Kurt Warner, Northern Iowa
Warner owns one of the great underdog stories in NFL history. It’s only fitting that it began at an FCS school like Northern Iowa. Even in college, Warner was buried on the depth chart and didn’t actually become a starter until his senior season.
As we know, it was more of the same in the NFL, as Warner had to play in the Arena Football League and NFL Europe before getting a chance in the NFL. As we know, Warner eventually got his chance and turned the Rams into the “Greatest Show on Turf.” Warner won a Super Bowl in his first season as a starter and took home two MVP awards, ultimately playing in the NFL for over a decade and being inducted into the Pro Football Hall of Fame.
Phil Simms, Morehead State
It’s often forgotten that Simms played his college ball at Morehead State, which at the time was a Division 2 program. For his senior season, Morehead State had made the move to 1-AA (which we now call FCS), although the team went 2-6-1. Despite setting a school record for passing yards, Simms had more interceptions than touchdowns and a completion percentage under 50% during his college career.

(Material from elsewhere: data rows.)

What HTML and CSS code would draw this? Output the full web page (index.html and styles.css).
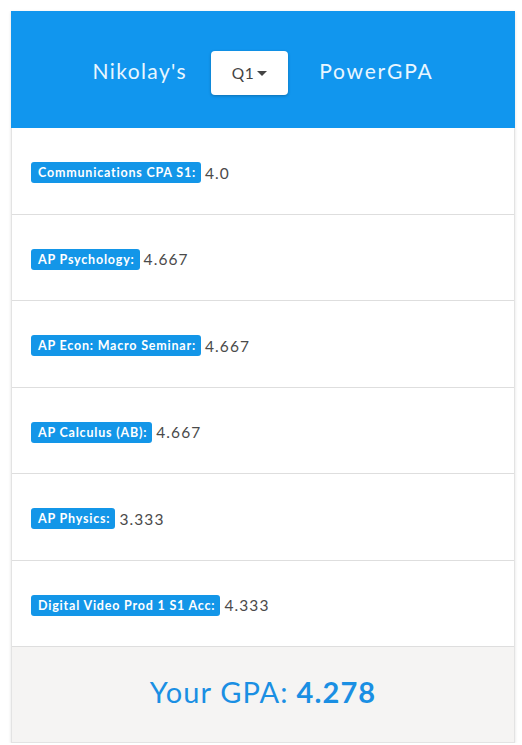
FILE: index.html
```html
<!DOCTYPE html>
<html>
<head>
<meta charset="utf-8">
<link rel="stylesheet" href="styles.css">
</head>
<body>
<div class="card">
  <div class="header">
    <span class="name">Nikolay's</span>
    <button class="quarter">Q1<span class="caret"></span></button>
    <span class="title">PowerGPA</span>
  </div>
  <div class="row"><span class="badge">Communications CPA S1:</span><span class="val">4.0</span></div>
  <div class="row"><span class="badge">AP Psychology:</span><span class="val">4.667</span></div>
  <div class="row"><span class="badge">AP Econ: Macro Seminar:</span><span class="val">4.667</span></div>
  <div class="row"><span class="badge">AP Calculus (AB):</span><span class="val">4.667</span></div>
  <div class="row"><span class="badge">AP Physics:</span><span class="val">3.333</span></div>
  <div class="row"><span class="badge">Digital Video Prod 1 S1 Acc:</span><span class="val">4.333</span></div>
  <div class="footer">Your GPA: <b>4.278</b></div>
</div>
</body>
</html>
```
FILE: styles.css
```css
html, body { margin: 0; padding: 0; background: #fff; }
body { padding: 11px 7px 0 11px; font-family: Lato, "Open Sans", sans-serif; }
.card {
  width: 504px;
  box-sizing: border-box;
  border: 1px solid #e3e3e3;
  border-top: 0;
  box-shadow: 0 1px 3px rgba(0,0,0,0.12);
  background: #fff;
}
.header {
  background: #1196ee;
  height: 117px;
  margin: 0 -1px;
  display: flex;
  align-items: center;
  justify-content: center;
  color: #e9f6ff;
  font-size: 21px;
  letter-spacing: 1.4px;
  padding-top: 2px;
  box-sizing: border-box;
}
.name { margin-right: 24px; }
.title { margin-left: 31px; letter-spacing: 1.8px; }
.quarter {
  width: 77px;
  height: 44px;
  margin-top: 5px;
  border: 0;
  border-radius: 4px;
  background: #fff;
  box-shadow: 0 1px 3px rgba(0,0,0,0.25);
  font-family: inherit;
  font-size: 15.5px;
  letter-spacing: 0.6px;
  color: #444;
  display: flex;
  align-items: center;
  justify-content: center;
  padding: 0;
}
.caret {
  display: inline-block;
  width: 0; height: 0;
  border-left: 5px solid transparent;
  border-right: 5px solid transparent;
  border-top: 5px solid #444;
  margin-left: 3px;
  margin-top: 1px;
}
.row {
  height: 86.5px;
  box-sizing: border-box;
  border-bottom: 1px solid #dedede;
  display: flex;
  align-items: center;
  padding: 4px 0 0 19px;
}
.badge {
  background: #1396e8;
  color: #fff;
  font-weight: 700;
  font-size: 12.5px;
  letter-spacing: 0.8px;
  line-height: 14px;
  padding: 4px 5px 3px 7px;
  border-radius: 3px;
}
.val {
  margin-left: 4px;
  font-size: 15.5px;
  color: #4a4a4a;
  letter-spacing: 1.1px;
}
.footer {
  background: #f5f4f3;
  height: 95px;
  display: flex;
  align-items: center;
  justify-content: center;
  font-size: 29px;
  letter-spacing: 1.1px;
  color: #1a8fe3;
  padding-bottom: 6px;
  box-sizing: border-box;
}
.footer b { font-weight: 700; margin-left: 8px; }
```
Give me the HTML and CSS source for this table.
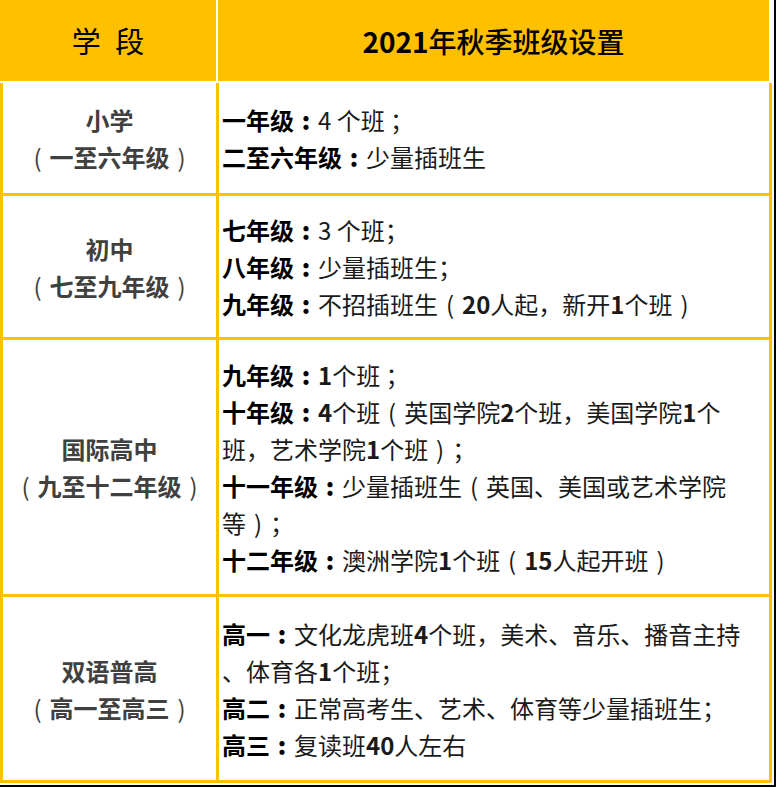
FILE: index.html
```
<!DOCTYPE html>
<html lang="zh-CN">
<head>
<meta charset="utf-8">
<link rel="stylesheet" href="styles.css">
</head>
<body>
<div class="frame">
  <div class="head">
    <div class="hcell"><span class="hl">学 段</span></div>
    <div class="hcell"><span class="hr"><b class="yr">2021</b>年秋季班级设置</span></div>
  </div>
  <div class="body">
    <div class="stage r1"><div>小学<br><span class="p">(</span>一至六年级<span class="p">)</span></div></div>
    <div class="info r1">
      <div class="ln"><b>一年级<span class="c">:</span></b>4 个班 ；</div>
      <div class="ln"><b>二至六年级<span class="c">:</span></b>少量插班生</div>
    </div>

    <div class="stage r2"><div>初中<br><span class="p">(</span>七至九年级<span class="p">)</span></div></div>
    <div class="info r2">
      <div class="ln"><b>七年级<span class="c">:</span></b>3 个班；</div>
      <div class="ln"><b>八年级<span class="c">:</span></b>少量插班生；</div>
      <div class="ln"><b>九年级<span class="c">:</span></b>不招插班生<span class="p">(</span><b class="n">20</b>人起，新开<b class="n">1</b>个班<span class="p">)</span></div>
    </div>

    <div class="stage r3"><div>国际高中<br><span class="p">(</span>九至十二年级<span class="p">)</span></div></div>
    <div class="info r3">
      <div class="ln"><b>九年级<span class="c">:</span></b><b class="n">1</b>个班 ；</div>
      <div class="ln"><b>十年级<span class="c">:</span></b><b class="n">4</b>个班<span class="p">(</span>英国学院<b class="n">2</b>个班，美国学院<b class="n">1</b>个</div>
      <div class="ln">班，艺术学院<b class="n">1</b>个班<span class="p">)</span>；</div>
      <div class="ln"><b>十一年级<span class="c">:</span></b>少量插班生<span class="p">(</span>英国、美国或艺术学院</div>
      <div class="ln">等<span class="p">)</span>；</div>
      <div class="ln"><b>十二年级<span class="c">:</span></b>澳洲学院<b class="n">1</b>个班<span class="p">(</span><b class="n">15</b>人起开班<span class="p">)</span></div>
    </div>

    <div class="stage r4"><div>双语普高<br><span class="p">(</span>高一至高三<span class="p">)</span></div></div>
    <div class="info r4">
      <div class="ln"><b>高一<span class="c">:</span></b>文化龙虎班<b class="n">4</b>个班，美术、音乐、播音主持</div>
      <div class="ln">、体育各<b class="n">1</b>个班；</div>
      <div class="ln"><b>高二<span class="c">:</span></b>正常高考生、艺术、体育等少量插班生；</div>
      <div class="ln"><b>高三<span class="c">:</span></b>复读班<b class="n">40</b>人左右</div>
    </div>
  </div>
</div>
</body>
</html>
```
FILE: styles.css
```
html, body {
  margin: 0;
  padding: 0;
  background: #ffffff;
}

.frame {
  width: 774px;
  height: 785px;
  border-right: 2px solid #000000;
  border-bottom: 2px solid #000000;
  background: #ffffff;
  font-family: "Noto Sans CJK SC", "Noto Sans", sans-serif;
}

.head {
  display: grid;
  grid-template-columns: 216px 551px;
  column-gap: 2px;
  height: 81px;
  margin-bottom: 2px;
}

.hcell {
  background: #ffc000;
  display: flex;
  align-items: center;
  justify-content: center;
  font-size: 28px;
  color: #000000;
  line-height: 1;
}

.hl {
  word-spacing: 8px;
  font-size: 29px;
}

.hr {
  font-weight: 500;
}

.yr {
  font-weight: 700;
}

.body {
  display: grid;
  grid-template-columns: 213px 550px;
  grid-template-rows: 110px 141px 254px 183px;
  gap: 3px;
  padding: 0 3px 3px 3px;
  background: #ffc000;
  width: 766px;
}

.stage {
  background: #ffffff;
  display: flex;
  align-items: center;
  justify-content: center;
  text-align: center;
  font-size: 24px;
  line-height: 37px;
  font-weight: 700;
  color: #404040;
}

.info {
  background: #ffffff;
  display: flex;
  flex-direction: column;
  justify-content: center;
  padding-left: 3px;
  font-size: 24px;
  line-height: 37px;
  color: #1a1a1a;
  white-space: nowrap;
}

.info b {
  font-weight: 700;
  color: #000000;
}

.info b.n {
  color: #1a1a1a;
}

.c {
  display: inline-block;
  width: 1em;
  text-align: center;
  font-weight: 900;
}

.p {
  display: inline-block;
  width: 1em;
  text-align: center;
  font-weight: 400;
}
```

Nevertheless, the Giants shocked the NFL by drafting him 7th overall. The rest, as they say, is history. Despite some rocky moments along the way, Simms helped guide the Giants to two Super Bowl wins despite an injury keeping him from playing in the second one. He spent his entire career with the Giants, owning many franchise records, and is still considered one of the most underrated quarterbacks in NFL history.